The better solution is surely to render void the decision that has the effect of circumventing the limitations imposed Parliament. In Begum’s case: overturning the leave to enter decision. After all, should it not be assumed that when Parliament gives the executive a limited power, it intends for them not to exploit some other power to circumvent the limitations put on it?

Conclusion
Overall, I’m not convinced the Supreme Court should have rejected the argument submitted on Begum’s behalf. The decision sets a precedent for allowing the executive to shortcut safeguards deliberately hatched by Parliament to be a check on executive power.

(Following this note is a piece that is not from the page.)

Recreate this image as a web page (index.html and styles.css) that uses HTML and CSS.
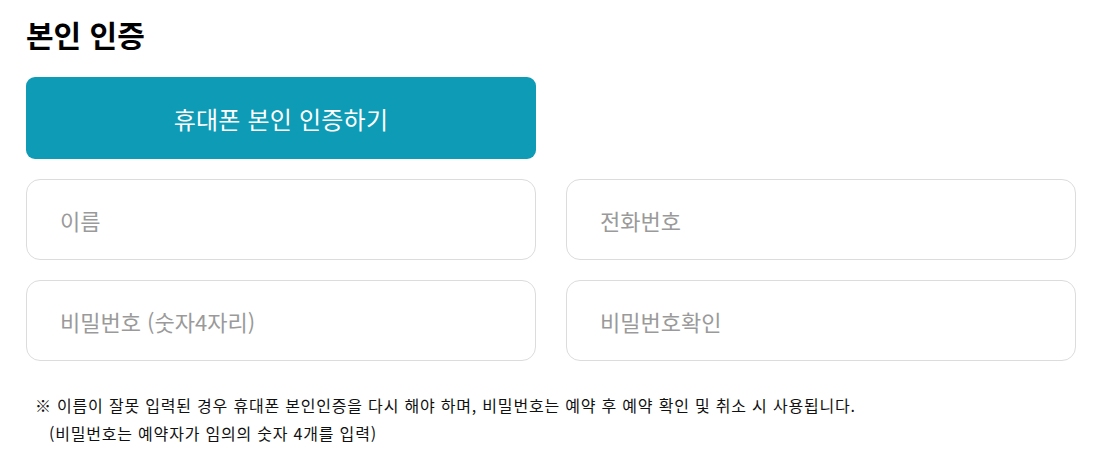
FILE: index.html
```html
<!DOCTYPE html>
<html lang="ko">
<head>
<meta charset="utf-8">
<link rel="stylesheet" href="styles.css">
</head>
<body>
<div class="page">
  <h2 class="title">본인 인증</h2>
  <div class="btn-row">
    <button class="verify-btn">휴대폰 본인 인증하기</button>
  </div>
  <div class="grid">
    <input class="field" placeholder="이름">
    <input class="field" placeholder="전화번호">
    <input class="field" placeholder="비밀번호 (숫자4자리)">
    <input class="field" placeholder="비밀번호확인">
  </div>
  <p class="note">※ 이름이 잘못 입력된 경우 휴대폰 본인인증을 다시 해야 하며, 비밀번호는 예약 후 예약 확인 및 취소 시 사용됩니다.<br><span class="indent">(비밀번호는 예약자가 임의의 숫자 4개를 입력)</span></p>
</div>
</body>
</html>
```
FILE: styles.css
```css
* { box-sizing: border-box; }
body {
  margin: 0;
  background: #fff;
  font-family: "Noto Sans CJK KR", "Noto Sans", sans-serif;
  color: #000;
}
.page {
  padding: 12px 35px 0 26px;
}
.title {
  margin: 0;
  font-size: 30px;
  font-weight: 700;
  line-height: 44px;
}
.btn-row {
  margin-top: 21px;
  display: grid;
  grid-template-columns: 510px;
}
.verify-btn {
  height: 82px;
  border: none;
  border-radius: 9px;
  background: #0e9bb6;
  color: #fff;
  font-family: inherit;
  font-size: 24px;
  letter-spacing: 0.2px;
  font-weight: 400;
}
.grid {
  margin-top: 20px;
  display: grid;
  grid-template-columns: 510px 510px;
  column-gap: 30px;
  row-gap: 20px;
}
.field {
  height: 81px;
  border: 1px solid #dcdcdc;
  border-radius: 14px;
  padding: 0 0 0 33px;
  font-family: inherit;
  font-size: 22px;
  color: #333;
  outline: none;
}
.field::placeholder { color: #9a9a9a; }
.note {
  margin: 30px 0 0 9px;
  font-size: 16px;
  line-height: 28px;
  letter-spacing: 0.8px;
  color: #111;
}
.indent { padding-left: 14px; }
```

In my view the Court of Appeal, which upheld Begum’s appeal and overturned the leave to enter decision, got it right.

The Home Secretary’s leave to enter decision put the opportunity to appeal its earlier deprivation decision beyond all possible reach; the Supreme Court effectively said that that’s okay. It seems the Home Secretary might as well have put the means to appeal her decision on display in the local planning department on Alpha Centauri.